Brooklyn Park is gaining a national reputation for embracing its diversity and working to help its many immigrant and ethnic groups get involved in their neighborhoods and city government.

Several top city officials gave a presentation on community engagement programs at a Transforming Local Government conference in Atlanta last month. The city, which is about 48 percent nonwhite, also has won the National League of Cities' top Cultural Diversity Award.

"We do a lot of events and direct outreach to get to know people and build trust with government," said Elizabeth Tolzmann, community engagement coordinator for the city of 77,000, of whom 21 percent are foreign born. "We are changing the role of city government, going from being a service provider to a facilitator that connects people at the neighborhood level, invests in youth and works with our diverse populations."

Brooklyn Park began its five-year engagement initiative in December 2009 with a citywide strategic planning process that took several months with assistance from a consultant.

The city formed a core planning team, composed of 15 community leaders and residents, and a dozen city leaders, including the mayor, two other City Council members, the police chief and city manager. The group agreed on goals, core values and a new city mission statement:

"Brooklyn Park, a thriving community inspiring pride where opportunities exist for all."

Cities historically have relied on one-way communication, such as informing citizens, asking for their input on projects and responding to resident concerns, said James Svara, a research professor at Arizona State University. He has been director of the Center for Urban Innovation in Phoenix and co-authored a conference white paper on citizen engagement in 2010 when he said the engagement movement was gaining clarity and acceptance.

"Citizen engagement focuses on a higher quality of interaction so people are actually talking to each other," Svara said. "It tries to bring citizens in, not just in defining issues, but as partners in solutions. It takes a change in attitudes of officials and requires citizens to come to meetings, or online engagement forums. They must be committed to not just speak their minds, but to listen to others and come to shared conclusions about approaches."

Community Cafes

Brooklyn Park began its outreach process with wide publicity that attracted about 400 people to Community Cafes around the city. They broke into small groups to discuss goals and concerns. Such discussions help a community "develop priorities, broaden perspectives and, in Brooklyn Park, often lead to shared commitments, even consensus on goals, plans and methods to use," said Svara, who has heard the city's presentations at national conferences.

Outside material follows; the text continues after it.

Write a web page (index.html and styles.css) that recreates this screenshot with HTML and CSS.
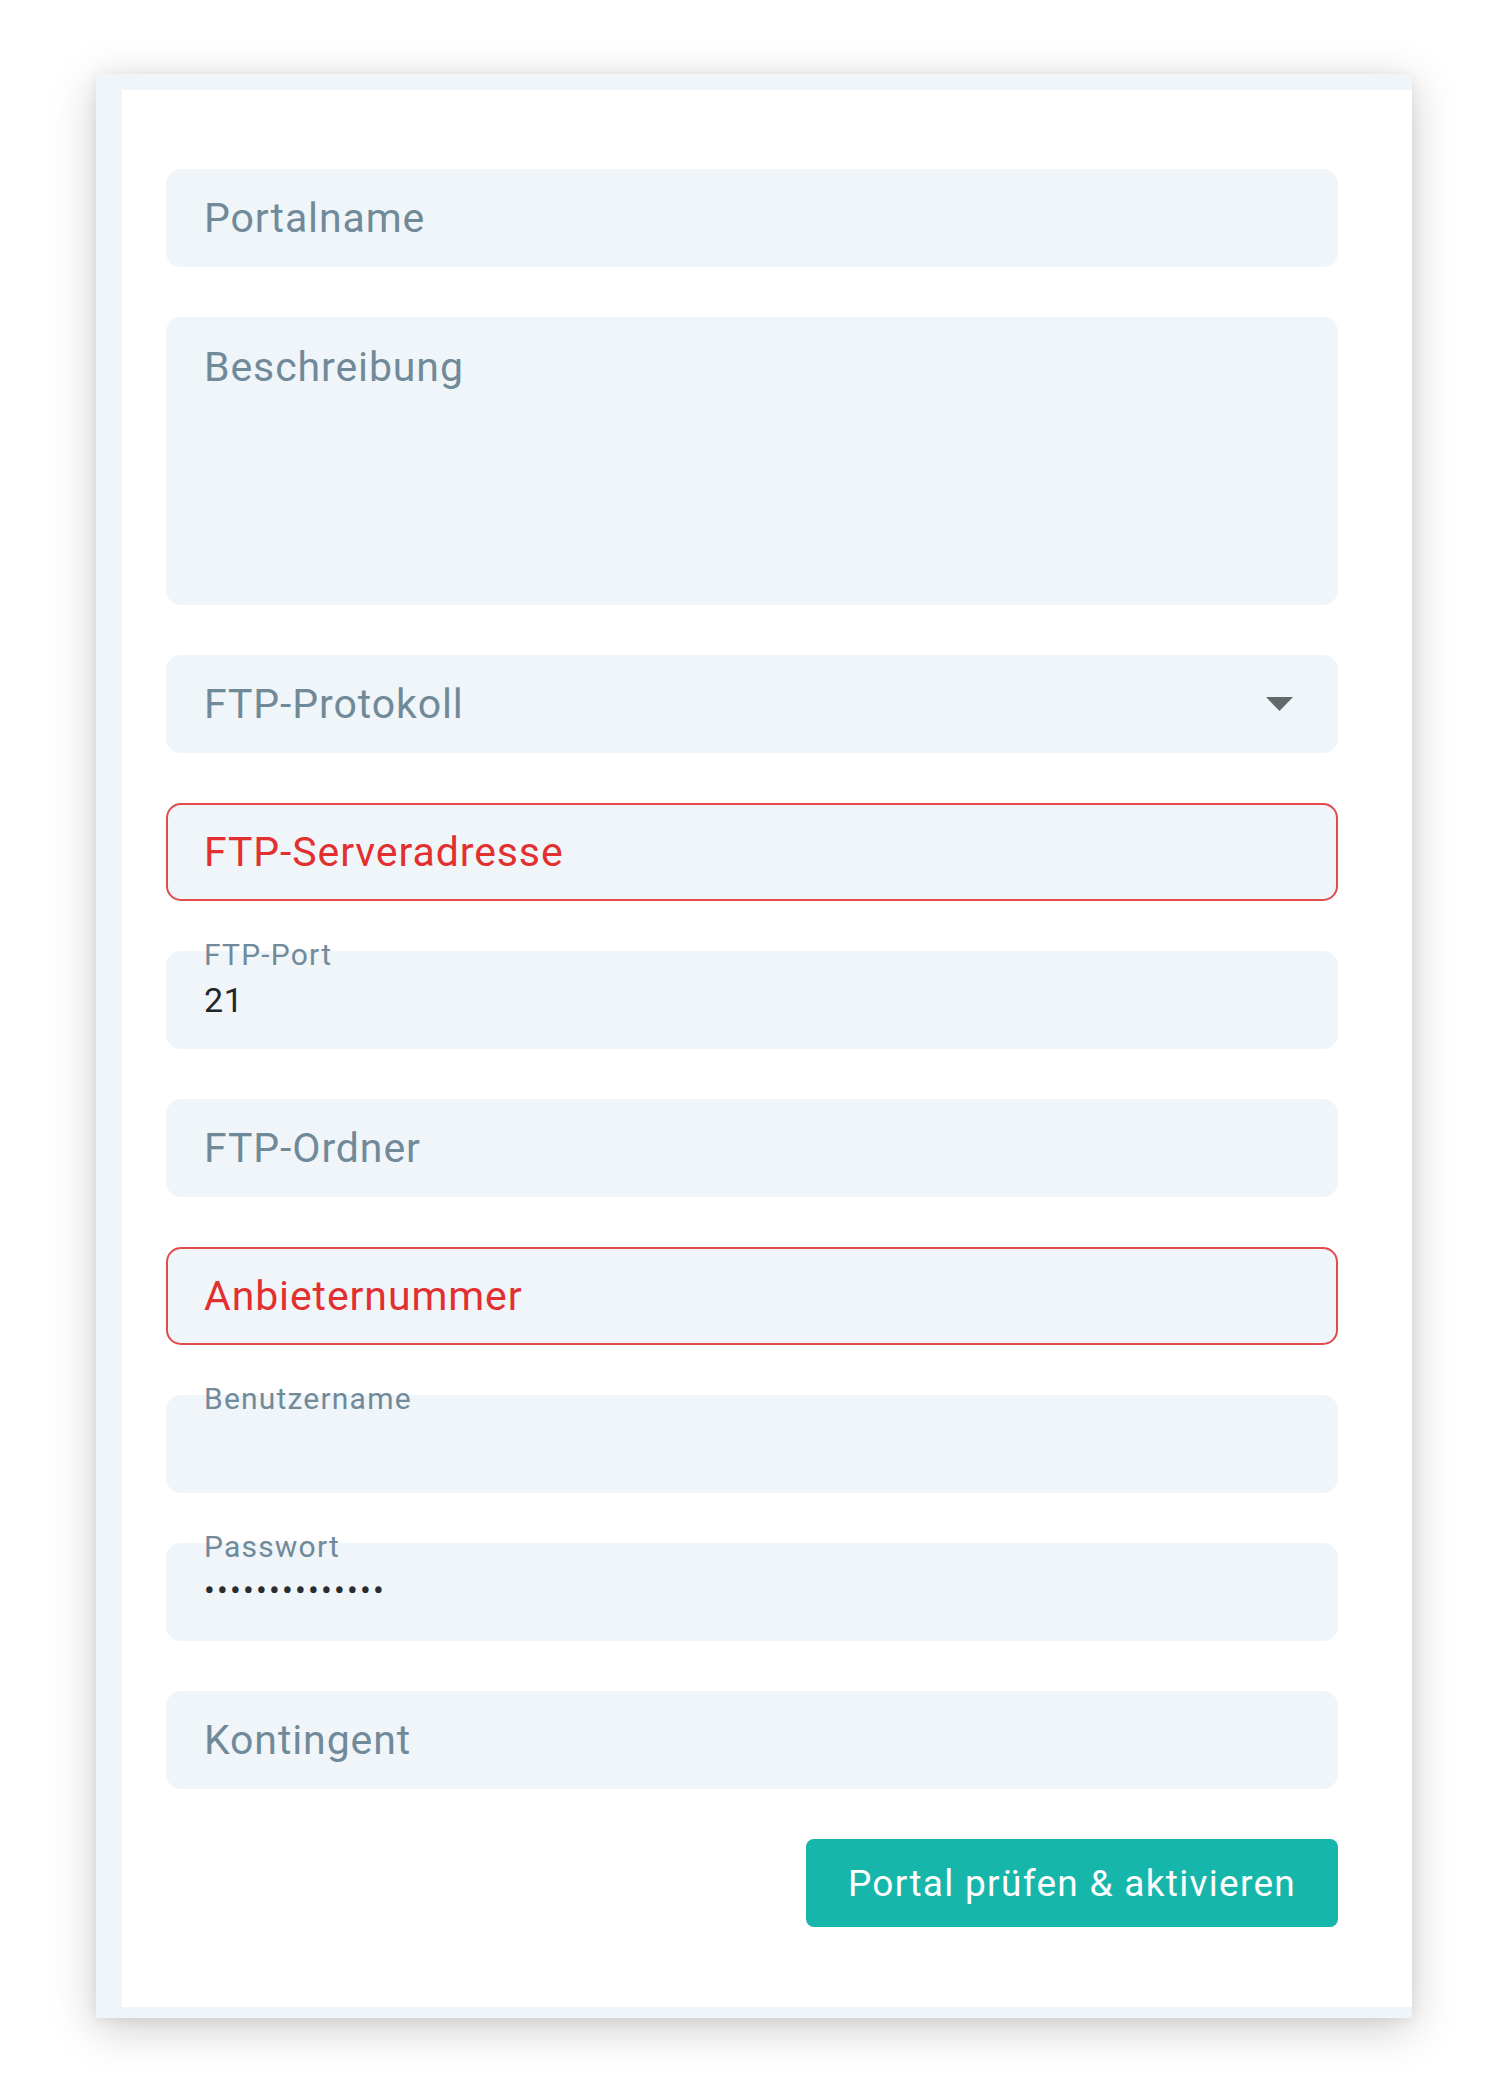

"We view what they are doing as being exemplary and representing a leading example of what many cities and counties are doing to expand citizen engagement," he said. Other leading cities include San Jose, Calif.; Grand Rapids, Mich., and Decatur, Ga., Svara said.

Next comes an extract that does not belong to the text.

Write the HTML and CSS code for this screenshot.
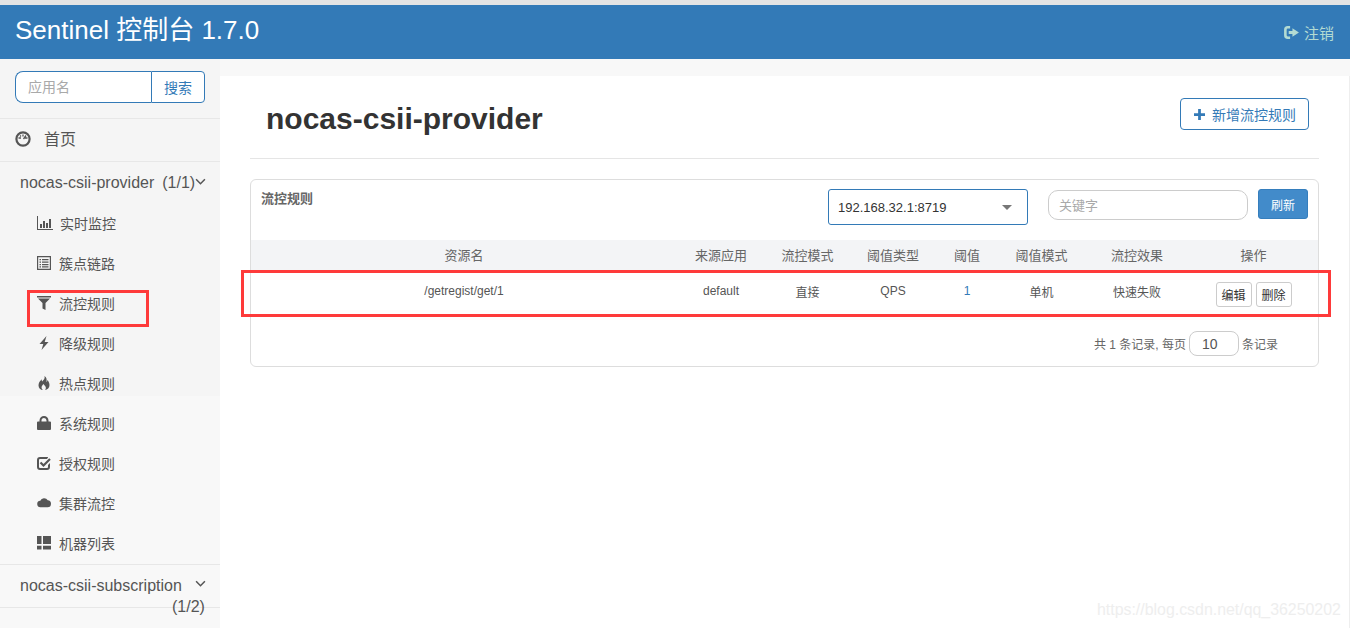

Brooklyn Park's City Council has approved an annual engagement budget of $132,000, less than 1 percent of the city's total budget, Tolzmann said. That covers her salary, resident surveys and several other part-time outreach positions that she expects will be filled by June. The city also provides meeting space, facilitator training for residents, food and supplies for meetings and tools for neighborhood cleanups, Tolzmann said.

Measuring goals

The core team set up a handful of groups to oversee outreach events and progress. A measurement group reviews periodic random surveys of residents to see if attitudinal goals are being met.

The main goal is that within five years, 90 percent of residents surveyed would be proud of their town, believe it is thriving and say they have opportunities to succeed, Tolzmann said. She said the last survey in 2011 found more than 70 percent of residents agreed with the three-pronged mission statement.

"We have to change the way we do business as city employees," said City Manager Jamie Verbrugge, a core team member. The role of future urban leaders will be to help more diverse residents connect to each other and school, business, city, nonprofit and other resources, he said.

City services still will be provided, but cohesive neighborhoods, where residents know each other, can resolve some issues themselves. For example, Verbrugge said, instead of asking a city inspector to check on a home's code violation, a neighbor would have enough of a relationship with the offending homeowner to talk about the problem and ask him to correct it.

Community input

Community events, like an upcoming forum for new immigrants and other minorities, are aimed at "shifting people from being observers to active leaders," said Abdullah Kiatamba, executive director of the nonprofit African Immigrant Service, which will co-host the forum. He said one challenge is helping newcomers overcome their hesitance to get involved with city outreach and planning efforts.

Resident Brenda Reeves co-chairs the city's diversity committee. After three years of monthly meetings, the group is now comfortable enough to talk about issues like domestic abuse and barriers faced by minorities who would like city jobs, she said.

"So many barriers are being broken down," Reeves added. "It makes me feel good to see so many relationships being built. And because of that, problems [are] being solved."